Wednesday, August 06, 2014
WAS IT JUST A DREAM?
This week's Words For Wednesday beckoned me to write a story about a place where the line is a very fine one between what's real and what lags into the realm of mental illness. It's a shame in this day and age that mental illness still carries with it such a social stigma and that so many people feel the need to hide being "different" from everyone especially those closest to them for fear of being chemically restrained.
This week's prompts are: fragmented, gravel, blistering, mundane, clairvoyant, grasshopper or the phrase, "incidentally yours". From those prompts I wrote the beginning of a fantasy filled story: Each night I awoke at precisely the same time. It had been happening for months and tonight was no exception. As I quickly opened my eyes wanting to catch what seemed just out of reach, I looked at the ornately carved antique clock on my nightstand. It told me what I already knew. Like each night before, it was precisely 3:15am. 3:15? Did that mean something? Could it mean 3/15, the Ides of March? Could it be that simple? Would something happen on March 15th?
My attention drifted from the clock back to the fragmented dream from which I awoke each night. Once again I saw a small girl digging in the gravel that had been used as a pathway throughout a beautifully landscaped English flower garden. Above her the birds were happily chattering away in the giant oak trees that outlined the space used for the garden. The girl kept busily digging and sifting through the gravel as if she was looking for one special stone. She stopped digging when a colorful dragonfly landed on the wicker basket she was filling with carefully selected pebbles.
She curiously gazed at the motionless dragonfly and reached out to touch it to see if it was real. When it spoke, it startled her and she dropped her hand tool. It told her to listen to the grasshopper because he was the wisest of all the garden creatures. She smiled and thanked the dragonfly as he flew away. What she had to do finally became crystal clear.
What her grandmother told her was true. She was different! She not only heard voices, but she saw things as well. Her grandmother had called her a clairvoyant and although she didn’t know what that word meant, she knew it distinguished her from everyone else. Her grandmother was certain she was marked for greatness and would help many people throughout her life. Her grandmother claimed the gift the little girl possessed would lift her above the mundane and the ordinary.
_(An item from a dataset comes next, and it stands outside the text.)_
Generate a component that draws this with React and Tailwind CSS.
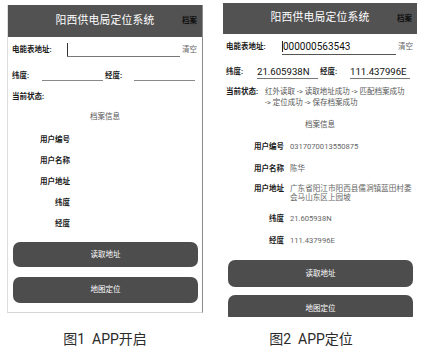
import React from 'react';

const font = { fontFamily: 'Roboto, "Noto Sans CJK SC", sans-serif' };

const Header = ({ h }) => (
  <div className={`relative flex shrink-0 items-center justify-center bg-[#525252] ${h}`}>
    <span className="text-[10.8px] text-white tracking-[0.2px]">阳西供电局定位系统</span>
    <span className="absolute right-[5px] text-[7.5px] font-bold text-[#111]">档案</span>
  </div>
);

const ActionButton = ({ label, h }) => (
  <div className={`flex w-[185px] shrink-0 items-center justify-center rounded-[7px] bg-[#4d4d4d] text-[7.5px] text-white ${h}`}>
    {label}
  </div>
);

const InfoRow = ({ label, value, h = 'h-[21px]' }) => (
  <div className={`flex items-center ${h}`}>
    <span className="w-[58px] text-right text-[7.5px] font-bold text-[#1a1a1a]">{label}</span>
    {value && <span className="ml-[6px] text-[7.6px] text-[#666]">{value}</span>}
  </div>
);

const StartPhone = () => (
  <div className="h-[308px] w-[196px] border-b border-l border-r border-b-[#d6d6d6] border-l-[#dcdcdc] border-r-[#8c8c8c] bg-white">
    <Header h="h-[32px]" />
    <div className="flex flex-col pl-[4px]">
      <div className="flex h-[26px] items-center">
        <span className="w-[55px] text-[7.5px] font-bold text-[#1a1a1a]">电能表地址:</span>
        <div className="h-[14px] w-[113px] border-b border-[#777]">
          <div className="h-full w-px bg-[#333]" />
        </div>
        <span className="ml-[2px] text-[7.5px] text-[#666]">清空</span>
      </div>
      <div className="flex h-[26px] items-center">
        <span className="w-[30px] text-[7.5px] font-bold text-[#1a1a1a]">纬度:</span>
        <div className="h-[10px] w-[61px] border-b border-[#888]" />
        <span className="ml-[2px] w-[29px] text-[7.5px] font-bold text-[#1a1a1a]">经度:</span>
        <div className="h-[10px] w-[61px] border-b border-[#888]" />
      </div>
      <div className="flex h-[16px] items-center">
        <span className="text-[7.5px] font-bold text-[#1a1a1a]">当前状态:</span>
      </div>
      <div className="flex h-[24px] items-center justify-center pr-[4px] text-[7.5px] text-[#555]">档案信息</div>
      <InfoRow label="用户编号" />
      <InfoRow label="用户名称" />
      <InfoRow label="用户地址" />
      <InfoRow label="纬度" />
      <InfoRow label="经度" />
      <div className="mt-[8px] flex flex-col gap-[10px] pl-[1px]">
        <ActionButton label="读取地址" h="h-[25px]" />
        <ActionButton label="地图定位" h="h-[26px]" />
      </div>
    </div>
  </div>
);

const LocatedPhone = () => (
  <div className="h-[314px] w-[194px] overflow-hidden bg-white">
    <Header h="h-[31px]" />
    <div className="flex flex-col pl-[3px]">
      <div className="flex h-[26px] items-center">
        <span className="w-[56px] text-[7.5px] font-bold text-[#1a1a1a]">电能表地址:</span>
        <div className="flex h-[16px] w-[114px] items-center border-b border-[#555]">
          <div className="h-[11px] w-px bg-[#222]" />
          <span className="text-[10px] leading-none text-[#111]">000000563543</span>
        </div>
        <span className="ml-[2px] text-[7.5px] text-[#666]">清空</span>
      </div>
      <div className="flex h-[24px] items-center">
        <span className="w-[31px] text-[7.5px] font-bold text-[#1a1a1a]">纬度:</span>
        <div className="flex h-[14px] w-[61px] items-center border-b border-[#777]">
          <span className="text-[9.6px] leading-none text-[#111]">21.605938N</span>
        </div>
        <span className="ml-[2px] w-[30px] text-[7.5px] font-bold text-[#1a1a1a]">经度:</span>
        <div className="flex h-[14px] w-[60px] items-center border-b border-[#777]">
          <span className="text-[9.6px] leading-none text-[#111]">111.437996E</span>
        </div>
      </div>
      <div className="flex pt-[2px] text-[7.5px] leading-[11px]">
        <span className="w-[39px] font-bold text-[#1a1a1a]">当前状态:</span>
        <div className="flex flex-col whitespace-nowrap text-[#555]">
          <span>红外读取 -&gt; 读取地址成功 -&gt; 匹配档案成功</span>
          <span>-&gt; 定位成功 -&gt; 保存档案成功</span>
        </div>
      </div>
      <div className="mt-[6px] flex h-[22px] items-center justify-center pr-[3px] text-[7.5px] text-[#555]">档案信息</div>
      <InfoRow label="用户编号" value="0317070013550875" h="h-[22px]" />
      <InfoRow label="用户名称" value="陈华" h="h-[22px]" />
      <div className="flex h-[28px] items-start pt-[4px] leading-[9px]">
        <span className="w-[58px] text-right text-[7.5px] font-bold text-[#1a1a1a]">用户地址</span>
        <span className="ml-[6px] w-[125px] text-[7.6px] text-[#666]">广东省阳江市阳西县儒洞镇蓝田村委会马山东区上园坡</span>
      </div>
      <InfoRow label="纬度" value="21.605938N" h="h-[22px]" />
      <InfoRow label="经度" value="111.437996E" h="h-[22px]" />
      <div className="mt-[8px] flex flex-col gap-[8px] pl-[2px]">
        <ActionButton label="读取地址" h="h-[27px]" />
        <ActionButton label="地图定位" h="h-[27px]" />
      </div>
    </div>
  </div>
);

const Caption = ({ children, className = '' }) => (
  <div className={`flex justify-center whitespace-pre text-[14px] leading-[16px] text-[#2a2a2a] ${className}`}>
    {children}
  </div>
);

export default function App() {
  return (
    <div className="flex h-[351px] w-[432px] overflow-hidden bg-white" style={font}>
      <div className="ml-[7px] mt-[5px] flex flex-col">
        <StartPhone />
        <Caption className="mt-[18px]">图1  APP开启</Caption>
      </div>
      <div className="ml-[20px] mt-[3px] flex flex-col">
        <LocatedPhone />
        <Caption className="mt-[14px] pr-[18px]">图2  APP定位</Caption>
      </div>
    </div>
  );
}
It would allow her to not only hear the grasshopper, but to understand his message as well.
Before she could hunt for the elusive grasshopper, her mother came rushing out into the garden hollering at her for not wearing her hat. It was hot and she always removed her hat because she like how the sun felt on her face. But her mother was sure the sun would have a blistering effect on her fair skin without it. She scooped her up and scolded her all the way back into the house. The girl had reached out for her basket, but her mother kicked it aside scattering all the carefully selected pebbles back to where they had originally laid. Her important project would have to wait until tomorrow and hopefully the grasshopper would come find her to give her the message she was supposed to hear.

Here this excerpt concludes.